Oh, little Bee, your very first birthday is nearly here. One year ago, you came like sunshine into our lives, yet I barely know you. I’ve seen you twice, when you were two months and six months old, and you’re beautiful. That was half your life ago: who are you now, little Bee? Are you a happy child? I heard you’d taken your first steps: do you walk with confidence now? Or do you lurch along after your brother and sister like a little diaper-zombie with a giggle? Do you still have a fuzz of golden hair, or is it growing as rapidly as Maddy’s did at your age? Are there wild ringlets at your neck and ears? Does Maddy put ribbons in your hair? I dream, sometimes, of running my fingers through your curls and tickling your cheek to make you laugh. I’m sure you have a perfect little laugh, all bubbly and bright. A laugh made for zubers and ice cream. Are there words in your babbling? I bet you can say “Max” by now. How many teeth do you have now? Four? Six? More? Do you nibble your crayons like Daddy did?

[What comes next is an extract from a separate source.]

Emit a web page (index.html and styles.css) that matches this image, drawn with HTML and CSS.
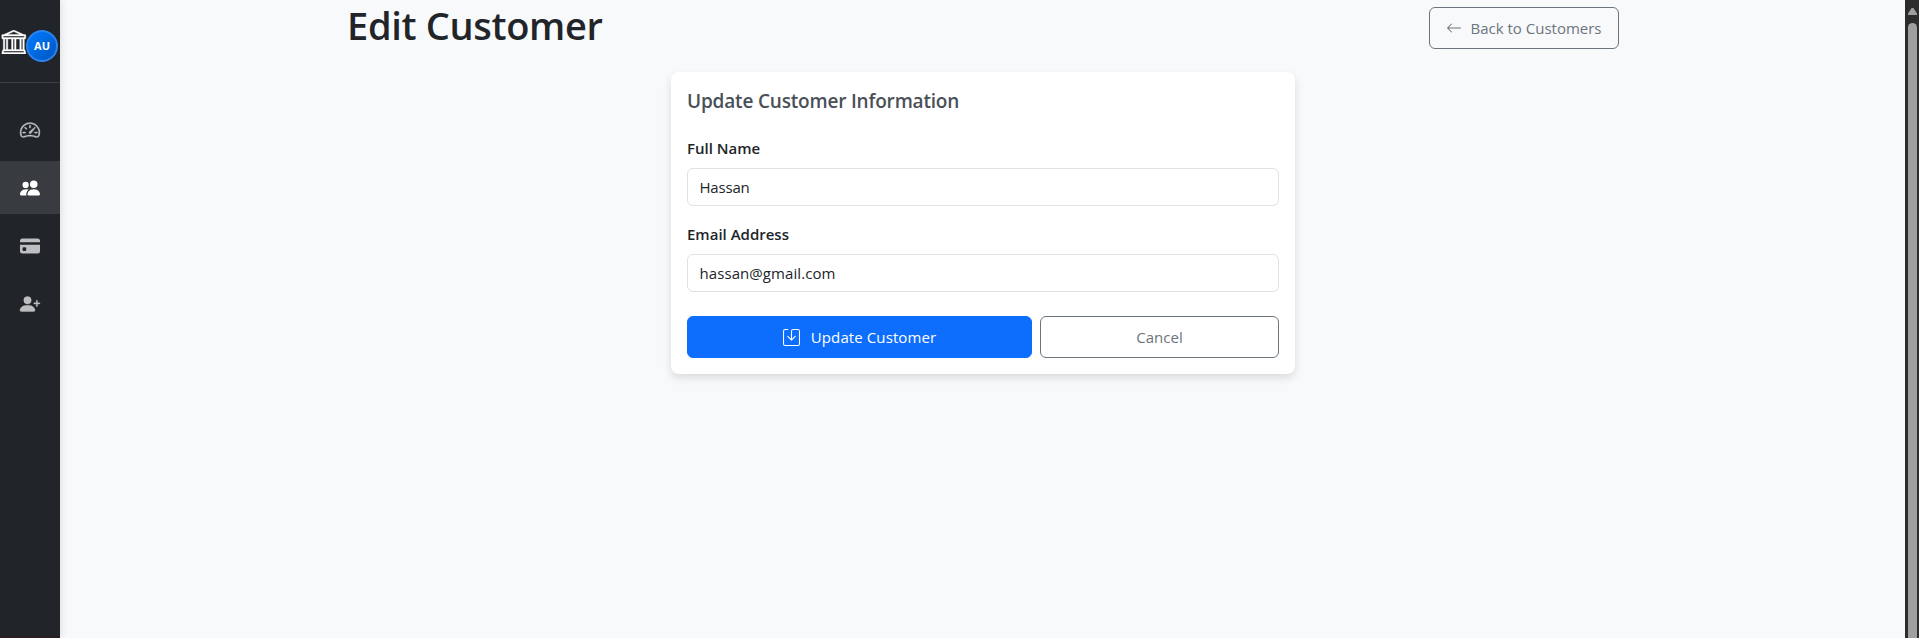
FILE: index.html
```html
<!DOCTYPE html>
<html lang="en">
<head>
<meta charset="utf-8">
<title>Edit Customer</title>
<link rel="stylesheet" href="styles.css">
</head>
<body>
<div class="app">
  <aside class="sidebar">
    <div class="brand">
      <svg class="bank" viewBox="0 0 16 16" fill="currentColor"><path d="m8 0 6.61 3h.89a.5.5 0 0 1 .5.5v2a.5.5 0 0 1-.5.5H15v7a.5.5 0 0 1 .485.38l.5 2a.498.498 0 0 1-.485.62H.5a.498.498 0 0 1-.485-.62l.5-2A.5.5 0 0 1 1 13V6H.5a.5.5 0 0 1-.5-.5v-2A.5.5 0 0 1 .5 3h.89zM3.777 3h8.447L8 1zM2 6v7h1V6zm2 0v7h2.500V6zm3.500 0v7h1V6zm2 0v7H12V6zM13 6v7h1V6zm2-1V4H1v1zm-.39 9H1.390l-.25 1h13.720z"/></svg>
      <span class="avatar">AU</span>
    </div>
    <nav class="nav">
      <a class="nav-item"><svg class="icon-gauge" viewBox="0 0 16 16" fill="currentColor"><path d="M8 4a.5.5 0 0 1 .5.5V6a.5.5 0 0 1-1 0V4.500A.5.5 0 0 1 8 4M3.732 5.732a.5.5 0 0 1 .707 0l.915.914a.5.5 0 1 1-.708.708l-.914-.915a.5.5 0 0 1 0-.707M2 10a.5.5 0 0 1 .5-.5h1.586a.5.5 0 0 1 0 1H2.500A.5.5 0 0 1 2 10m9.500 0a.5.5 0 0 1 .5-.5h1.500a.5.5 0 0 1 0 1H12a.5.5 0 0 1-.5-.5m.754-4.246a.39.39 0 0 0-.527-.02L7.547 9.310a.91.91 0 1 0 1.302 1.258l3.434-4.297a.39.39 0 0 0-.029-.518z"/><path fill-rule="evenodd" d="M0 10a8 8 0 1 1 15.547 2.661c-.442 1.253-1.845 1.602-2.932 1.250C11.309 13.488 9.475 13 8 13c-1.474 0-3.310.488-4.615.911-1.087.352-2.490.003-2.932-1.250A8 8 0 0 1 0 10m8-7a7 7 0 0 0-6.603 9.329c.203.575.923.876 1.680.63C4.397 12.533 6.358 12 8 12s3.604.532 4.923.960c.757.245 1.477-.056 1.680-.631A7 7 0 0 0 8 3"/></svg></a>
      <a class="nav-item active"><svg viewBox="0 0 16 16" fill="currentColor"><path d="M7 14s-1 0-1-1 1-4 5-4 5 3 5 4-1 1-1 1zm4-6a3 3 0 1 0 0-6 3 3 0 0 0 0 6m-5.784 6A2.240 2.240 0 0 1 5 13c0-1.355.680-2.750 1.936-3.720A6.300 6.300 0 0 0 5 9c-4 0-5 3-5 4s1 1 1 1zM4.500 8a2.500 2.500 0 1 0 0-5 2.500 2.500 0 0 0 0 5"/></svg></a>
      <a class="nav-item"><svg viewBox="0 0 16 16" fill="currentColor"><path d="M0 4a2 2 0 0 1 2-2h12a2 2 0 0 1 2 2v1H0zm0 3v5a2 2 0 0 0 2 2h12a2 2 0 0 0 2-2V7zm3 2h1a1 1 0 0 1 1 1v1a1 1 0 0 1-1 1H3a1 1 0 0 1-1-1v-1a1 1 0 0 1 1-1"/></svg></a>
      <a class="nav-item"><svg class="icon-plus" viewBox="0 0 16 16" fill="currentColor"><path d="M1 14s-1 0-1-1 1-4 6-4 6 3 6 4-1 1-1 1zm5-6a3 3 0 1 0 0-6 3 3 0 0 0 0 6"/><path fill-rule="evenodd" d="M13.500 5a.5.5 0 0 1 .5.5V7h1.500a.5.5 0 0 1 0 1H14v1.500a.5.5 0 0 1-1 0V8h-1.500a.5.5 0 0 1 0-1H13V5.500a.5.5 0 0 1 .5-.5"/></svg></a>
    </nav>
  </aside>
  <main class="content">
    <header class="page-head">
      <h1 class="title">Edit Customer</h1>
      <a class="btn btn-outline btn-back"><svg class="icon-back" viewBox="0 0 16 16" fill="currentColor"><path fill-rule="evenodd" d="M15 8a.5.5 0 0 0-.5-.5H2.707l3.147-3.146a.5.5 0 1 0-.708-.708l-4 4a.5.5 0 0 0 0 .708l4 4a.5.5 0 0 0 .708-.708L2.707 8.500H14.500A.5.5 0 0 0 15 8"/></svg><span>Back to Customers</span></a>
    </header>
    <form class="card">
      <h2 class="card-title">Update Customer Information</h2>
      <label class="label" for="name">Full Name</label>
      <input class="input i-name" id="name" type="text" value="Hassan">
      <label class="label" for="email">Email Address</label>
      <input class="input i-email" id="email" type="text" value="hassan@gmail.com">
      <div class="actions">
        <button class="btn btn-primary" type="button"><svg class="icon-save" viewBox="0 0 16 16" fill="currentColor"><path d="M2 1a1 1 0 0 0-1 1v12a1 1 0 0 0 1 1h12a1 1 0 0 0 1-1V2a1 1 0 0 0-1-1H9.500a1 1 0 0 0-1 1v7.293l2.646-2.647a.5.5 0 0 1 .708.708l-3.500 3.500a.5.5 0 0 1-.708 0l-3.500-3.500a.5.5 0 1 1 .708-.708L7.500 9.293V2a2 2 0 0 1 2-2H14a2 2 0 0 1 2 2v12a2 2 0 0 1-2 2H2a2 2 0 0 1-2-2V2a2 2 0 0 1 2-2h2.500a.5.5 0 0 1 0 1z"/></svg><span class="t-update">Update Customer</span></button>
        <button class="btn btn-outline" type="button">Cancel</button>
      </div>
    </form>
  </main>
  <div class="scrollbar"><span class="arrow-up"></span><span class="thumb"></span></div>
</div>
</body>
</html>
```
FILE: styles.css
```css
* { box-sizing: border-box; }
body {
  margin: 0;
  background: #f8f9fb;
  color: #212529;
  font: 15px/24px "Open Sans", "Noto Sans", sans-serif;
}
.app { display: flex; height: 638px; overflow: hidden; }

.sidebar {
  flex: 0 0 60px;
  background: #212529;
  border-bottom: 2px solid #2a1c23;
  box-shadow: 0 0 8px rgba(0, 0, 0, .15);
  z-index: 1;
}
.brand {
  display: flex;
  height: 83px;
  padding: 30px 0 0 1px;
  border-bottom: 1px solid #3b3f43;
  color: #fff;
}
.bank {
  flex: none;
  width: 25.600px;
  height: 24px;
  stroke: currentColor;
  stroke-width: .25;
}
.avatar {
  flex: none;
  width: 32px;
  height: 32px;
  margin-left: -.6px;
  border: 2px solid #2b84f0;
  border-radius: 50%;
  background: linear-gradient(135deg, #007bff, #0056c0);
  font-size: 11px;
  font-weight: 700;
  line-height: 28px;
  text-align: center;
}
.nav { display: flex; flex-direction: column; gap: 5px; padding-top: 20px; }
.nav-item {
  display: flex;
  align-items: center;
  justify-content: center;
  height: 53px;
  color: #bcbebf;
}
.nav-item svg { width: 20px; height: 20px; }
.nav-item .icon-gauge,
.nav-item .icon-plus { overflow: visible; stroke: currentColor; stroke-width: .3; }
.nav-item.active { background: #383b3f; color: #fff; }

.content { flex: 1; padding: 7px 286px 0 287px; }
.page-head { display: flex; justify-content: space-between; height: 65px; }
.title {
  margin: -6px 0 0;
  font-size: 38px;
  font-weight: 600;
  line-height: 48px;
  letter-spacing: -.33px;
}
.btn {
  display: flex;
  align-items: center;
  justify-content: center;
  height: 42px;
  padding: 0;
  border: 1px solid #6c757d;
  border-radius: 6px;
  background: transparent;
  color: #6c757d;
  font: inherit;
  white-space: nowrap;
}
.btn-back { width: 190px; gap: 8px; }
.icon-back { width: 16px; height: 16px; }

.card {
  width: 624px;
  height: 302px;
  margin-left: 324px;
  padding: 17px 16px 16px;
  border-radius: 8px;
  background: #fff;
  box-shadow: 0 4px 8px rgba(0, 0, 0, .12);
}
.card-title {
  margin: 0 0 23px;
  color: #495057;
  font-size: 19px;
  font-weight: 600;
  line-height: 24px;
  letter-spacing: -.18px;
}
.label { display: block; height: 32px; font-weight: 600; }
.input {
  display: block;
  width: 100%;
  height: 38px;
  margin-bottom: 16px;
  padding: 0 11.500px;
  border: 1px solid #dee2e6;
  border-radius: 6px;
  background: #fff;
  color: #212529;
  font: inherit;
}
.i-name { letter-spacing: -.2px; }
.i-email { letter-spacing: .08px; }
.actions { display: grid; grid-template-columns: 345px 239px; gap: 8px; padding-top: 8px; }
.btn-primary { border-color: #0d6efd; background: #0d6efd; color: #fff; gap: 11px; }
.icon-save { width: 17px; height: 17px; }
.t-update { letter-spacing: .1px; }

.scrollbar {
  display: flex;
  flex: 0 0 14px;
  flex-direction: column;
  align-items: center;
  padding: 8px 2px 0 3px;
  background: #2c2c2c;
}
.arrow-up {
  flex: none;
  width: 9px;
  height: 7px;
  background: #9f9f9f;
  clip-path: polygon(40% 0, 60% 0, 100% 80%, 100% 100%, 0 100%, 0 80%);
}
.thumb { width: 9px; height: 640px; flex: none; margin-top: 8px; border-radius: 5px; background: #9f9f9f; }
```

I have just four of your mother’s beautiful photos of you, little Sabrina-Bee, from half your life ago. And a handful I snapped when we met. Babies are so fleeting: I wonder what you look like now. Perhaps, someday, we can sit down together and go through your photo album and I can finally watch you grow up. I know there are hundreds of photos, kept safe, capturing every day of your life, filled with echoes of baby laughter and excitement. Someday, little star-in-my-sky.
I have gifts for you, little star. I can only guess if they’ll be right for you and not be too young. I still don’t have a job, so I can’t send much. Mostly, what I have for you are the toys I bought when your brother and sister were born, to make a treasure box for them to play with when they came to visit. They’ve never been used, so I hope you won’t mind. I’ll try to guess your size and find something cute for you to wear. That’s something I dreamed of since I was little more than a child myself, buying and making outfits for my littles to wear. I’ll imagine how cute you look wearing it, though I’ll probably never know, until we look at your album someday.
Happy Birthday, my Sabrina. I miss you. You’re part of the web of my life, with your eyes the color of my father’s, your tiny face so like mine and your daddy’s, with eyes shaped like your mother’s and sister’s and brother’s. We’re connected, always and forever, with ribbons of spirit and the breath of life and the very rhythm of my heart. We’re really just a dream apart.